İki gündür bugün toplanacak olan DEİK toplantısı için Londra’dayız. Bu toplantı için birçok hazırlık yapıldı. Ancak, ABD’de terör olayı patlayınca bu toplantıyı gerçekleştirme konusunda önce bir tereddüt geçirilse de yola devam kararı alındı. Doğrusu da buydu. Amaç malum; Türkiye’yi cazip hale getirmek. Ülkeye daha fazla para çekmek için uygulanan programı ve performansını anlatmak. Bu nedenle, toplantı daha çok finans kesimlerine hitap ediyor. Ancak bize göre bugün Türkiye’nin önünde çok büyük bir fırsat bulunuyor. Ve bu siyasal irade gerektiriyor.
ABD, Körfez krizinde başka bir ülkeye yapılan toprak saldırısına yardım için el uzattı. Bu nedenle, Türkiye o tarihte yardım konusunda kayıtsız kalabilirdi. Ancak müttefik bir ülkenin sivil insanlarına karşı yapılan bir saldiırı elbette yükümlülük getirir. Bu, son derece önemlidir. Müttefiklerimiz ülkemizin karşı karşıya kaldığı terör saldırısı karşısında yıllardır sessiz kalmışlardı. Ancak aynı yanlışı biz yapmamalıyız. Ve bunu da onlara açıkça anlatmalıyız.
Türkiye’siz Avrupa bir Hıristiyan birliği olur
Türkiye Batı ile Doğu arasında bir köprü değildir. Türkiye Batı’nın Doğu’daki sınır noktasıdır. Diğer bir deyimle Türkiye Batı’nın bir parçasıdır. Bu nedenle, bir Batı, Doğu savaşı, yahut da İslam-Hıristiyan savaşından kaçınabilmenin önkoşulu Türkiye’nin Batı ittifakına bir an önce alınmasıdır. Bu da Avrupa Birligi’ne tam üyelikle sağlanabilir. Aksi takdirde dünyada ilişkiler dinler ve kültürler çatışması üzerine oturur, ki bu çok tehlikeli olur. Önceki gün Edward Sait, Observer gazetesindeki makalesinde dinler çatışması yaratmanın tehlikelerinden bahsediyordu. Çok doğru. Bunu önlemenin yöntemi de İslam toplumlarının en etkin olanını, yani Türkiye’yi, AB’nin içine çekmektir. Böylesi bir taahhüt hemen aranmalı ve birkaç ay içinde de sağlanmalıdır. Zamanlama çok önemlidir. Gecikilmemelidir. Ve bu girişime ABD nezdinde başlanılmalıdır.

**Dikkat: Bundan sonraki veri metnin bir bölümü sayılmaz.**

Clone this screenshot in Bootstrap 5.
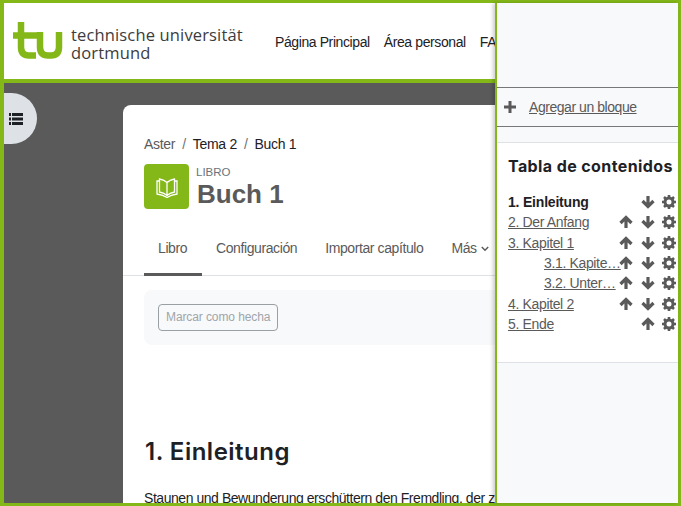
<!DOCTYPE html>
<html lang="es">
<head>
  <meta charset="UTF-8" />
  <title>Buch 1</title>
  <link href="https://cdn.jsdelivr.net/npm/bootstrap@5.3.0/dist/css/bootstrap.min.css" rel="stylesheet" />
  <style>
    html, body { height: 100%; overflow: hidden; }
    body { font-family: "Liberation Sans", Arial, sans-serif; font-size: 14px; color: #1d2125; }
    .page-frame { height: 100vh; border: solid #84b818; border-width: 3px 3px 3px 4px; background: #fff; }
    .main-col { width: 491px; flex: none; overflow: hidden; }
    .site-head { height: 80px; border-bottom: 4px solid #84b818; padding-left: 9px; flex: none; white-space: nowrap; }
    .logo-box { width: 262px; flex: none; }
    .logo-text { font-family: "Open Sans", sans-serif; font-size: 16.5px; line-height: 18.5px; color: #3c3c3c; margin-left: 8px; margin-top: 6px; letter-spacing: .15px; }
    .top-link { color: #1d2125; text-decoration: none; margin-right: 14px; margin-top: 3px; letter-spacing: -.4px; }
    .page-back { background: #5a5a5a; flex: 1; min-height: 0; }
    .side-toggle { width: 33px; height: 51px; margin-top: 10px; background: #dee2e6; border-radius: 0 26px 26px 0; flex: none; padding: 0 0 0 5px; border: 0; }
    .main-card { width: 500px; flex: none; margin: 22px 0 0 86px; background: #fff; border-radius: 8px 0 0 0; padding: 29px 0 0 0; }
    .crumbs { padding-left: 21px; height: 20px; line-height: 20px; letter-spacing: -.3px; color: #1d2125; }
    .crumbs .first { color: #5a5a5a; }
    .crumbs .sep { color: #6a737b; margin: 0 7px; }
    .mod-head { margin: 10px 0 0 21px; height: 45px; }
    .mod-icon { width: 45px; height: 45px; background: #84b818; border-radius: 4px; flex: none; }
    .mod-type { font-size: 11.5px; line-height: 12px; color: #6a737b; margin: 2px 0 0 7px; }
    .mod-title { font-size: 26px; font-weight: 700; line-height: 30px; color: #5a5a5a; margin: 1px 0 0 8px; }
    .book-tabs { margin-top: 20px; height: 47px; border-bottom: 1px solid #dee2e6; padding-left: 21px; letter-spacing: -.4px; }
    .book-tabs a { display: block; height: 47px; padding: 0 14px; line-height: 38px; color: #5a5a5a; text-decoration: none; white-space: nowrap; }
    .book-tabs a.on { border-bottom: 3px solid #5a5a5a; width: 58px; }
    .book-tabs svg { margin-left: 1px; }
    .done-box { margin: 14px 0 0 21px; height: 55px; background: #f8f9fa; border-radius: 8px 0 0 8px; padding: 14px 0 0 14px; }
    .done-btn { font-size: 12px; height: 27px; line-height: 25px; padding: 0 7px; color: #a0a5aa; border: 1px solid #9a9fa4; border-radius: 4px; background: transparent; letter-spacing: -.1px; }
    .chapter-title { font-family: Inter, sans-serif; font-size: 24px; font-weight: 600; color: #1d2125; margin: 92px 0 0 22px; line-height: 30px; letter-spacing: .5px; }
    .chapter-text { margin: 21px 0 0 21px; white-space: nowrap; letter-spacing: -.45px; }
    .drawer-col { flex: 1; min-width: 0; background: #f8f9fa; border-left: 2px solid #84b818; box-shadow: -2px 0 4px rgba(0,0,0,.2); position: relative; }
    .add-block { margin-top: 84px; height: 40px; border-top: 1px solid #777; border-bottom: 1px solid #777; padding-left: 7px; letter-spacing: -.45px; }
    .add-block a { color: #5a5a5a; margin-left: 13px; }
    .toc-block { margin-top: 15px; height: 221px; background: #fff; border-top: 1px solid #dee2e6; border-bottom: 1px solid #dee2e6; padding: 13px 0 0 11px; overflow: hidden; }
    .toc-title { font-family: Inter, sans-serif; font-size: 16px; font-weight: 700; line-height: 20px; margin: 0 0 16px; white-space: nowrap; color: #1d2125; letter-spacing: .4px; }
    .toc-row { height: 20.3px; line-height: 20px; letter-spacing: -.35px; }
    .toc-row strong { letter-spacing: -.2px; }
    .toc-name { width: 111px; flex: none; white-space: nowrap; }
    .toc-name a { color: #5a5a5a; }
    .toc-name.sub { padding-left: 36px; }
    .toc-tools { width: 54px; flex: none; }
    .toc-tools svg { width: 14px; height: 14px; display: block; }
    .toc-tools span { width: 22px; flex: none; display: block; }
    .toc-tools span:nth-child(2) { width: 21px; }
    .toc-tools span:last-child { width: 14px; }
  </style>
</head>
<body>
  <svg width="0" height="0" class="d-block">
    <defs>
      <symbol id="ico-up" viewBox="0 0 14 14"><path d="M7 13V2.500M1.500 8L7 2.500 12.500 8" fill="none" stroke="#5a5a5a" stroke-width="3.200"/></symbol>
      <symbol id="ico-down" viewBox="0 0 14 14"><path d="M7 1V11.500M1.500 6L7 11.500 12.500 6" fill="none" stroke="#5a5a5a" stroke-width="3.200"/></symbol>
      <symbol id="ico-gear" viewBox="0 0 14 14"><circle cx="7" cy="7" r="4" fill="none" stroke="#5a5a5a" stroke-width="3"/><path d="M7 0v14M0 7h14" stroke="#5a5a5a" stroke-width="2.600" stroke-dasharray="3 8"/><path d="M2 2l10 10M12 2L2 12" stroke="#5a5a5a" stroke-width="2.600" stroke-dasharray="3 8.140"/></symbol>
    </defs>
  </svg>
  <div class="page-frame d-flex">
    <div class="main-col d-flex flex-column">
      <header class="site-head d-flex align-items-center">
        <div class="logo-box d-flex align-items-center">
          <svg width="50" height="38" viewBox="0 0 50 38">
            <path d="M8 0V25Q8 33.500 16 33.500H23M0 13.500H24M27 10V25Q27 33.500 35 33.500H38Q46 33.500 46 25V10" fill="none" stroke="#84b818" stroke-width="6.500"/>
          </svg>
          <div class="logo-text">technische universität<br>dortmund</div>
        </div>
        <a class="top-link" href="#">Página Principal</a>
        <a class="top-link" href="#">Área personal</a>
        <a class="top-link" href="#">FAQ</a>
      </header>
      <div class="page-back d-flex">
        <button class="side-toggle" type="button" aria-label="Índice">
          <svg width="14" height="12" viewBox="0 0 14 12" class="d-block">
            <path d="M0 1.500h2M3 1.500h11M0 6h2M3 6h11M0 10.500h2M3 10.500h11" stroke="#1d2125" stroke-width="2.800"/>
          </svg>
        </button>
        <main class="main-card">
          <div class="crumbs"><span class="first">Aster</span><span class="sep">/</span>Tema 2<span class="sep">/</span>Buch 1</div>
          <div class="mod-head d-flex">
            <div class="mod-icon d-flex align-items-center justify-content-center">
              <svg width="22" height="22" viewBox="0 0 22 22" fill="none" stroke="#fff" stroke-width="1.300">
                <path d="M11 6.500C9 4.500 6 3.500 3.500 3V16C6 16.500 9 17.500 11 19.500C13 17.500 16 16.500 18.500 16V3C16 3.500 13 4.500 11 6.500ZM11 6.500V19.500"/>
                <path d="M3.500 5H1V18C4 18.500 8 19.500 11 21.500C14 19.500 18 18.500 21 18V5H18.500"/>
              </svg>
            </div>
            <div>
              <div class="mod-type">LIBRO</div>
              <h1 class="mod-title">Buch 1</h1>
            </div>
          </div>
          <nav class="book-tabs d-flex">
            <a class="on" href="#">Libro</a>
            <a href="#">Configuración</a>
            <a href="#">Importar capítulo</a>
            <a href="#">Más <svg width="8" height="6" viewBox="0 0 8 6"><path d="M.8 1l3.200 3.200L7.200 1" fill="none" stroke="#5a5a5a" stroke-width="1.500"/></svg></a>
          </nav>
          <div class="done-box">
            <button class="done-btn" type="button">Marcar como hecha</button>
          </div>
          <h2 class="chapter-title">1. Einleitung</h2>
          <p class="chapter-text">Staunen und Bewunderung erschüttern den Fremdling, der zum ersten Mal</p>
        </main>
      </div>
    </div>
    <aside class="drawer-col">
      <div class="add-block d-flex align-items-center">
        <svg width="12" height="12" viewBox="0 0 12 12"><path d="M6 0v12M0 6h12" stroke="#5a5a5a" stroke-width="3"/></svg>
        <a href="#">Agregar un bloque</a>
      </div>
      <section class="toc-block">
        <h5 class="toc-title">Tabla de contenidos</h5>
        <div id="tocList"></div>
      </section>
    </aside>
  </div>
  <script>
    const chapters = [
      { name: "1. Einleitung", current: true, up: false, down: true },
      { name: "2. Der Anfang", up: true, down: true },
      { name: "3. Kapitel 1", up: true, down: true },
      { name: "3.1. Kapite…", sub: true, up: true, down: true },
      { name: "3.2. Unter…", sub: true, up: true, down: true },
      { name: "4. Kapitel 2", up: true, down: true },
      { name: "5. Ende", up: true, down: false, lastRow: true }
    ];

    function icon(id) {
      return `<svg><use href="#ico-${id}"/></svg>`;
    }

    const rows = chapters.map(ch => {
      const label = ch.current ? `<strong>${ch.name}</strong>` : `<a href="#">${ch.name}</a>`;
      // Ende has only an up arrow, and it sits where the down arrows are
      const first = ch.lastRow ? "" : (ch.up ? icon("up") : "");
      const second = ch.lastRow ? icon("up") : (ch.down ? icon("down") : "");
      return `
        <div class="toc-row d-flex align-items-center">
          <div class="toc-name ${ch.sub ? "sub" : ""}">${label}</div>
          <div class="toc-tools d-flex">
            <span>${first}</span><span>${second}</span><span>${icon("gear")}</span>
          </div>
        </div>`;
    });
    document.getElementById("tocList").innerHTML = rows.join("");
  </script>
  <script src="https://cdn.jsdelivr.net/npm/bootstrap@5.3.0/dist/js/bootstrap.bundle.min.js"></script>
</body>
</html>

Bazı kesimler bu durumu farklı bir fırsat olarak niteliyor, IMF'den alınacak ek paraya ağırlık veriyorlar. Oysa Türkiye tam bu noktada birkaç milyar dolardan da öte, AB üyeliğini gündeme sokmalıdır. Tabii bunun karşılığında Türkiye’nin bulunduğu bölgede daha net tavır alması gerekir. İspanya Başbakanı’nın Ankara’daki uyarısını atlamayalım: Teröre karşı gerçek mücadele kararlılık gerektirmektedir.
Teröre karşı mücadele ülkelere savaş açarak olmaz
Türkiye ABD’nin Irak’a müdahale etmesinden ürküyor olabilir. Bunda da haklılık taşımaktadır. Sırf Amerikan halkının intikam duygularını tatmin etmek için Irak’ta masum sivilleri bombalamak Orta Doğu’da terörü ve Usame’yi haklı hale getirir. Ayrıca, zavallı, son derece ilkel Afgan halkının bombalanması pek bir şey sağlamaz. Terörü durdurmanın en etkin yolu, buna neden olan yapıyı değiştirmek, önlem almak ve nihayet suçluyu yakalayarak onu adalete teslim etmektir. Uygarlık tam tam çalmayı değil, adaleti gerektirmektedir. Savaşla terör hiç çözülmemiştir.
Ancak eğer terörün ardında alenen bir devlet desteği varsa ve Batı’nın ortak örgütleri müdahaleye karar verirlerse, Türkiye bunun içinde yer almalıdır. Ancak bu karar verilirken Türkiye karara katkı verecek kuruluşlara tam üye olma hakkını elde etmelidir.